In quite a sharp reversal from a dismal start to the new trading week, EUR/USD regained composure and advanced to the proximity of the 1.0400 region on Tuesday, up nearly 2 cents since Monday’s multi-week lows.

The pair’s strong rebound came on the back of further losses in the US Dollar (USD), which prompted the US Dollar Index (DXY) to break below the 108.00 support and hit two-day lows.

The renewed offered stance in the Greenback coincided with market participants assessing further President Donald Trump’s plans to delay the 25% tariff on Canadian and Mexican goods, while keeping in place a 10% charge on Chinese imports.

Despite the setback in the US Dollar, the tariffs narrative is expected to provide strong support for the currency and emerge as a significant catalyst for the anticipated bullish outlook for the currency in the coming year.

Central banks under the microscope: Fed holds steady while ECB eases rates

Central banks now face increased scrutiny. The Federal Reserve (Fed) chose to maintain interest rates unchanged last week, offering little indication of when a potential cut might occur. Despite robust economic growth, persistent inflation, and low unemployment, the bank remains cautious. Notably, it shifted its stance from stating that inflation had made progress to describing price pressures as “elevated,” signalling a more vigilant approach as it waits for clearer signs of cooling inflation. The decision to keep the federal funds rate at 4.25%-4.50% underscores a cautious wait-and-see strategy amid concerns about the potential impact of Trump’s trade and fiscal policies.

Across the Atlantic, the European Central Bank (ECB) met expectations by reducing interest rates by 25 basis points and hinted at potential further easing in the future. The ECB remains optimistic that eurozone inflation will gradually come under control, even as global trade concerns persist. While the eurozone economy continues to exhibit sluggish growth, recent surveys suggest some positive developments. Given that inflation has surpassed the ECB’s 2% target, the rate cut was viewed as justified.

In her press conference, President Christine Lagarde clarified that the central bank has no plans to lower interest rates below neutral levels to stimulate the economy. She emphasised that decisions are data-driven and that there’s no commitment to a rapid pace of easing. Lagarde made it clear that a drastic 50 basis point cut was never on the table—only a 25 basis point reduction has garnered unanimous support. She expressed confidence that the eurozone will achieve the 2% inflation target by 2025 but warned that rising global trade tensions could continue to slow economic growth in the near term.

Amidst the turmoil, who gains in a trade war?

Tariff tensions, particularly those driven by US policy, could further complicate the euro’s trajectory, as well as that of the broader risk complex, in the near-to-medium term.
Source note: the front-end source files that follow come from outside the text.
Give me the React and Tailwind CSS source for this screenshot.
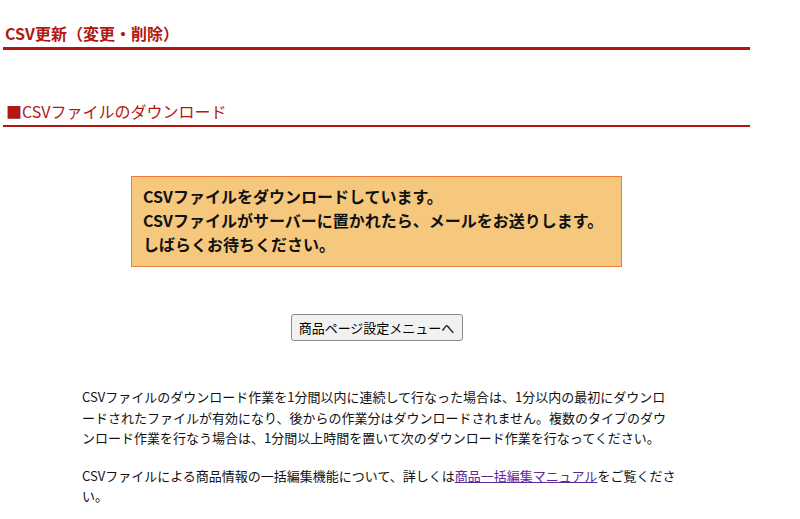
const font = {
  fontFamily: '"Noto Sans CJK JP", "Noto Sans", sans-serif',
};

const App = () => {
  return (
    <div className="min-h-[519px] bg-white text-black" style={font}>
      <div className="ml-[3px] w-[747px]">
        <h1 className="pt-[23px] pb-[4px] pl-[2px] text-[16px] leading-[20px] font-bold text-[#b3170f] border-b-[3px] border-[#b3170f]">
          CSV更新（変更・削除）
        </h1>

        <h2 className="mt-[51px] pb-[4px] pl-[3px] text-[16px] leading-[20px] font-normal text-[#b3170f] border-b-2 border-[#b3170f]">
          ■CSVファイルのダウンロード
        </h2>

        <div className="mx-auto mt-[49px] w-[491px] h-[91px] border border-[#ef7d3a] bg-[#f5c87e] pt-[7px] pl-[11px]">
          <p className="text-[16px] leading-[24px] font-bold text-[#111]">
            CSVファイルをダウンロードしています。
            <br />
            CSVファイルがサーバーに置かれたら、メールをお送りします。
            <br />
            しばらくお待ちください。
          </p>
        </div>

        <div className="mt-[47px] flex justify-center">
          <button className="h-[27px] w-[172px] rounded-[3px] border border-[#8a8a8a] bg-[#f1f1f1] text-[13px] leading-[25px] text-black">
            商品ページ設定メニューへ
          </button>
        </div>

        <div className="ml-[79px] mt-[46px] w-[595px] text-[13px] leading-[20.5px] text-[#111]">
          <p>
            CSVファイルのダウンロード作業を1分間以内に連続して行なった場合は、1分以内の最初にダウンロードされたファイルが有効になり、後からの作業分はダウンロードされません。複数のタイプのダウンロード作業を行なう場合は、1分間以上時間を置いて次のダウンロード作業を行なってください。
          </p>
          <p className="mt-[17px]">
            CSVファイルによる商品情報の一括編集機能について、詳しくは
            <a href="#" className="text-[#5b2a9a] underline">
              商品一括編集マニュアル
            </a>
            をご覧ください。
          </p>
        </div>
      </div>
    </div>
  );
};

export default App;
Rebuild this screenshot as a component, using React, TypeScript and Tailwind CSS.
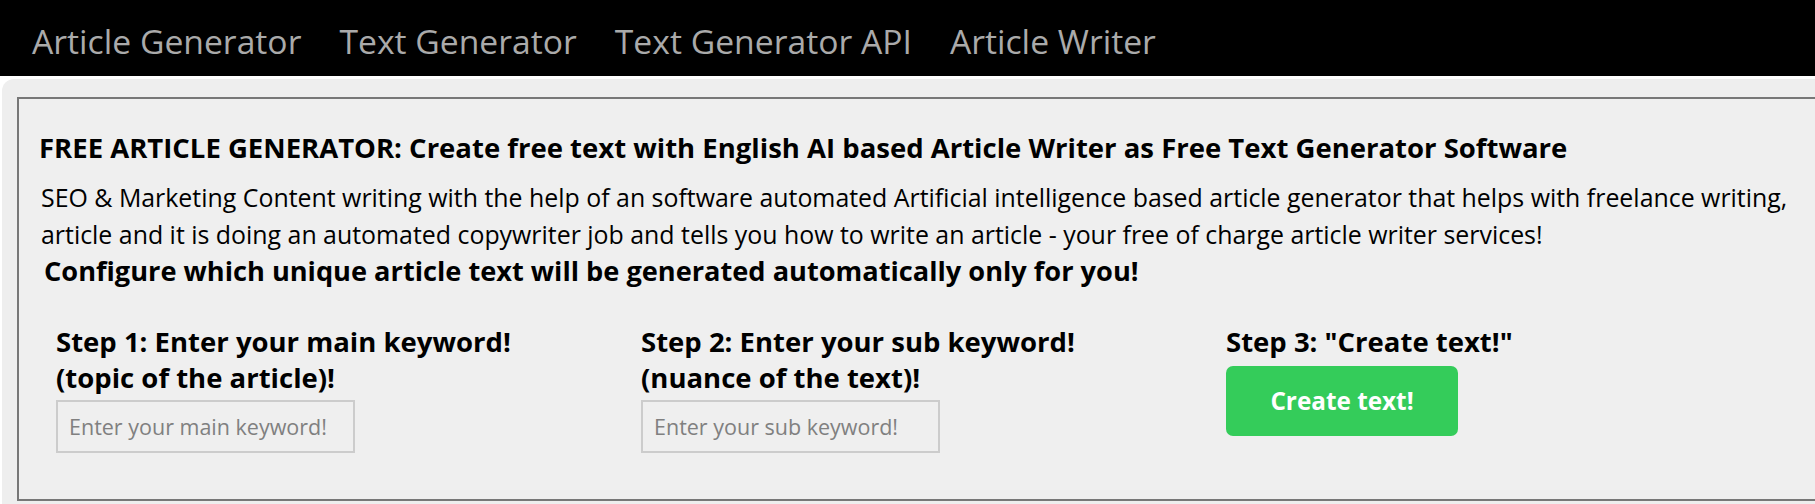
export default function App() {
  const font = { fontFamily: '"Open Sans", "Noto Sans", Arial, sans-serif' };
  return (
    <div className="w-[1815px] h-[504px] overflow-hidden bg-white text-black" style={font}>
      <nav className="h-[76px] bg-black flex items-center pl-[13px]">
        {["Article Generator", "Text Generator", "Text Generator API", "Article Writer"].map((item) => (
          <a key={item} href="#" className="px-[19px] pt-[7px] text-[33.7px] leading-none text-[#aaaaaa]">
            {item}
          </a>
        ))}
      </nav>
      <div className="mt-[3px] ml-[2px] bg-[#eeeeee] rounded-tl-[12px] pt-[18px] pl-[15px] h-[440px]">
        <div className="border-2 border-r-0 border-[#777777] bg-[#efefef] pl-[24px] pt-[32px] pb-[46px]">
          <h1 className="-ml-[4px] text-[27.5px] font-bold leading-[34px]">
            FREE ARTICLE GENERATOR: Create free text with English AI based Article Writer as Free Text Generator Software
          </h1>
          <p className="mt-[14px] -ml-[2px] text-[24.9px] leading-[37px]">
            SEO &amp; Marketing Content writing with the help of an software automated Artificial intelligence based article generator that helps with freelance writing,
            <br />
            article and it is doing an automated copywriter job and tells you how to write an article - your free of charge article writer services!
          </p>
          <h2 className="ml-[1px] text-[27.2px] font-bold leading-[36px]">
            Configure which unique article text will be generated automatically only for you!
          </h2>
          <div className="mt-[35px] ml-[13px] grid grid-cols-[585px_585px_585px]">
            <div>
              <h3 className="text-[27.5px] font-bold leading-[36px]">
                Step 1: Enter your main keyword!
                <br />
                (topic of the article)!
              </h3>
              <input
                type="text"
                placeholder="Enter your main keyword!"
                className="mt-[4px] w-[299px] h-[53px] border-2 border-[#cccccc] bg-transparent px-[11px] text-[21.5px] placeholder:text-[#808080] outline-none"
              />
            </div>
            <div>
              <h3 className="text-[27.5px] font-bold leading-[36px]">
                Step 2: Enter your sub keyword!
                <br />
                (nuance of the text)!
              </h3>
              <input
                type="text"
                placeholder="Enter your sub keyword!"
                className="mt-[4px] w-[299px] h-[53px] border-2 border-[#cccccc] bg-transparent px-[11px] text-[21.5px] placeholder:text-[#808080] outline-none"
              />
            </div>
            <div>
              <h3 className="text-[27.5px] font-bold leading-[36px]">Step 3: &quot;Create text!&quot;</h3>
              <button className="mt-[6px] w-[232px] h-[70px] rounded-[7px] bg-[#34cc5a] text-white text-[24.3px] font-bold">
                Create text!
              </button>
            </div>
          </div>
        </div>
      </div>
    </div>
  );
}
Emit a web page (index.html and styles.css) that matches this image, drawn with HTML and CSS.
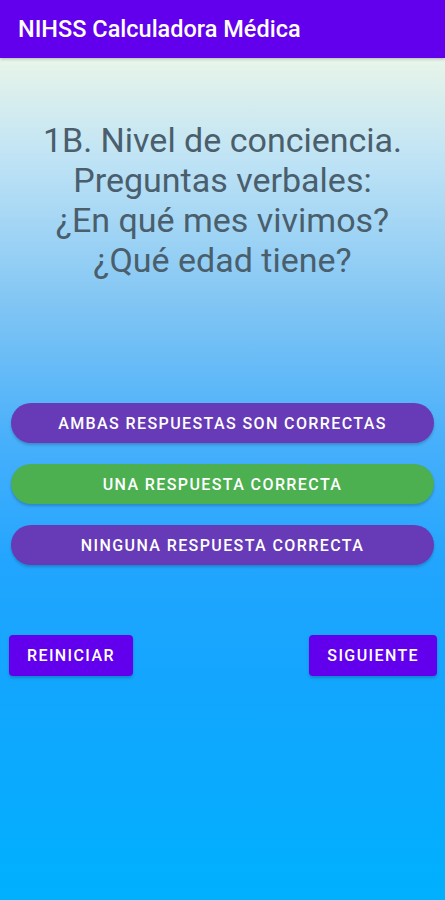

If tariffs persist, they might fuel US inflation and prompt the Fed to adopt an even more hawkish stance, thereby strengthening the dollar and potentially pressuring its rivals—which could pave the way for EUR/USD to return to the key parity level in a not-so-distant future.

Technical view

EUR/USD is navigating uncertain waters. The pair found initial support at the weekly low of 1.0209 (February 3), while a break of that regio could put a potential visit to the 2025 bottom of 1.0176 back on the radar. If cleared, spot could then signal a move toward the psychological parity level.

On the positive side, resistance is spotted at 1.0532 (the YTD peak from January 27), with further hurdles at the December peak of 1.0629 and the 100-day Simple Moving Average at 1.0645.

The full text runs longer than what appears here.